If your script is migrating 50,000 rows and hits the 6-minute mark, Google kills the process immediately. If you haven't saved your work, you lose progress and don't know where to restart.

The "Watchdog" Pattern

To solve this, we implement a pattern often called "Continuations":

  1. Start the Timer: At the beginning of your script, record the startTime.
  2. Process in Chunks: Loop through your data. Inside the loop, check the current time against the startTime.
  3. The Safety Margin: If the difference approaches the limit (e.g., 5 minutes have passed), stop processing.
  4. Save State: Use PropertiesService to save your current index (e.g., "I finished row 4,500").
  5. Self-Trigger: Programmatically create a "Trigger" that will start the function again in 1 minute.
  6. Graceful Exit: The script ends successfully.
  7. Resume: One minute later, the new instance starts. It reads the PropertiesService, sees "Row 4,500", and skips directly to row 4,501 to continue.

Strategic Best Practices

🔒 Idempotency

Your scripts should be designed so that running them twice doesn't break anything. If you run an import script twice, it shouldn't duplicate data; it should detect that the data is already there and do nothing.

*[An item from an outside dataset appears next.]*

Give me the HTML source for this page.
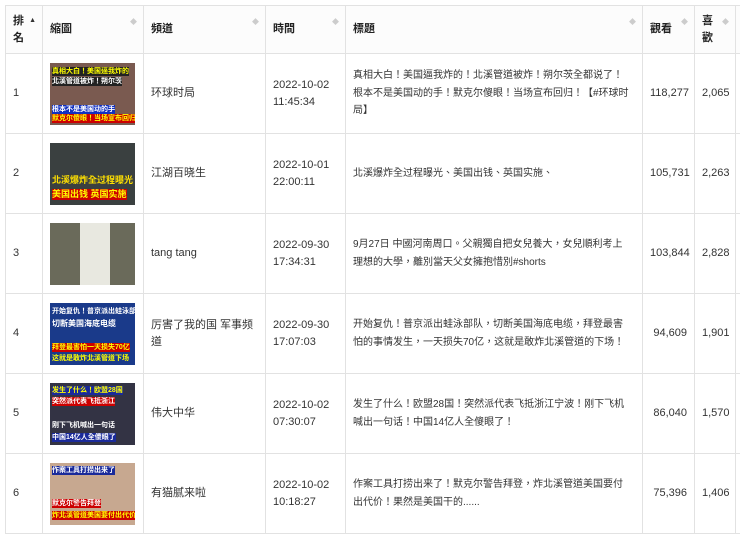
<!DOCTYPE html>
<html><head><meta charset="utf-8"><style>
body{margin:0;background:#fff;font-family:"Liberation Sans","Noto Sans CJK TC",sans-serif;font-size:11px;color:#333;}
table{position:absolute;left:5px;top:5px;border-collapse:collapse;table-layout:fixed;width:740px;}
td,th{border:1px solid #e2e2e2;padding:0 7px;vertical-align:middle;text-align:left;line-height:17px;}
th{height:47px;font-weight:bold;background:#fcfcfc;position:relative;color:#222;}
th .s{position:absolute;right:6px;top:8px;color:#ccc;font-size:7px;}
tr.r td{height:79px;}
td.t{font-size:10px;line-height:17.5px;padding-right:13px;}
.n{text-align:right;}
.th{width:85px;height:62px;position:relative;overflow:hidden;background:#444;}
.th div{position:absolute;left:2px;font-size:7px;line-height:9px;font-weight:bold;white-space:nowrap;}
</style></head><body>
<table>
<colgroup><col style="width:37px"><col style="width:101px"><col style="width:122px"><col style="width:80px"><col style="width:297px"><col style="width:52px"><col style="width:41px"><col style="width:10px"></colgroup>
<tr><th>排<br>名<span class="s" style="color:#333;top:6px">▲</span></th><th>縮圖<span class="s">◆</span></th><th>頻道<span class="s">◆</span></th><th>時間<span class="s">◆</span></th><th>標題<span class="s">◆</span></th><th>觀看<span class="s">◆</span></th><th>喜<br>歡<span class="s">◆</span></th><th></th></tr>
<tr class="r"><td>1</td><td><div class="th" style="background:#7a5a50"><div style="top:4px;background:#222;color:#ff0">真相大白！美国逼我炸的</div><div style="top:14px;background:#222;color:#fff">北溪管道被炸！朔尔茨</div><div style="top:42px;background:#1230c0;color:#fff">根本不是美国动的手</div><div style="top:51px;background:#c00;color:#ff0">默克尔傻眼！当场宣布回归</div></div></td><td>环球时局</td><td>2022-10-02<br>11:45:34</td><td class="t">真相大白！美国逼我炸的！北溪管道被炸！朔尔茨全都说了！根本不是美国动的手！默克尔傻眼！当场宣布回归！【#环球时局】</td><td class="n">118,277</td><td class="n">2,065</td><td></td></tr>
<tr class="r"><td>2</td><td><div class="th" style="background:#3a4040"><div style="top:32px;color:#ffe000;font-size:9px;line-height:11px">北溪爆炸全过程曝光</div><div style="top:46px;background:#c00;color:#ff0;font-size:9px;line-height:11px">美国出钱 英国实施</div></div></td><td>江湖百晓生</td><td>2022-10-01<br>22:00:11</td><td class="t">北溪爆炸全过程曝光、美国出钱、英国实施、</td><td class="n">105,731</td><td class="n">2,263</td><td></td></tr>
<tr class="r"><td>3</td><td><div class="th" style="background:#6a6a5a"><div style="top:0;left:30px;width:30px;height:62px;background:#e8e8e0"></div></div></td><td>tang tang</td><td>2022-09-30<br>17:34:31</td><td class="t">9月27日 中國河南周口。父親獨自把女兒養大，女兒順利考上理想的大學，離別當天父女擁抱惜別#shorts</td><td class="n">103,844</td><td class="n">2,828</td><td></td></tr>
<tr class="r"><td>4</td><td><div class="th" style="background:#1a3a8a"><div style="top:4px;color:#fff">开始复仇！普京派出蛙泳部队</div><div style="top:16px;color:#fff;font-size:8px">切断美国海底电缆</div><div style="top:40px;background:#c00;color:#ff0">拜登最害怕一天损失70亿</div><div style="top:51px;color:#ff0">这就是敢炸北溪管道下场</div></div></td><td>厉害了我的国 军事频道</td><td>2022-09-30<br>17:07:03</td><td class="t">开始复仇！普京派出蛙泳部队，切断美国海底电缆，拜登最害怕的事情发生，一天损失70亿，这就是敢炸北溪管道的下场！</td><td class="n">94,609</td><td class="n">1,901</td><td></td></tr>
<tr class="r"><td>5</td><td><div class="th" style="background:#334"><div style="top:3px;background:#1a2a9a;color:#ff0">发生了什么！欧盟28国</div><div style="top:14px;background:#c00;color:#fff">突然派代表飞抵浙江</div><div style="top:38px;color:#fff">刚下飞机喊出一句话</div><div style="top:50px;background:#1a2a9a;color:#fff">中国14亿人全傻眼了</div></div></td><td>伟大中华</td><td>2022-10-02<br>07:30:07</td><td class="t">发生了什么！欧盟28国！突然派代表飞抵浙江宁波！刚下飞机喊出一句话！中国14亿人全傻眼了！</td><td class="n">86,040</td><td class="n">1,570</td><td></td></tr>
<tr class="r"><td>6</td><td><div class="th" style="background:#c7a890"><div style="top:3px;background:#1a2a9a;color:#fff">作案工具打捞出来了</div><div style="top:36px;background:#c00;color:#fff">默克尔警告拜登</div><div style="top:48px;background:#c00;color:#ff0">炸北溪管道美国要付出代价</div></div></td><td>有猫腻来啦</td><td>2022-10-02<br>10:18:27</td><td class="t">作案工具打捞出来了！默克尔警告拜登，炸北溪管道美国要付出代价！果然是美国干的......</td><td class="n">75,396</td><td class="n">1,406</td><td></td></tr>
</table>
</body></html>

  • Use Staging Sheets: Never write raw import data directly to your user-facing dashboard. Import it to a hidden "Staging" sheet first. Verify the data integrity (e.g., check that column counts match), clear the dashboard, and then copy the data over. This prevents users from seeing half-loaded data if the script fails.
  • Error Logging: Silent failures are the enemy of data pipelines. Wrap your logic in try...catch blocks. If an error occurs, write it to a "Logs" sheet with a timestamp and the error message.
  • DateFormat Hell: Dates are the most common source of migration errors. Always explicitly format dates using Utilities.formatDate() into a standardized string (like YYYY-MM-DD) before moving them between systems to avoid timezone shifts.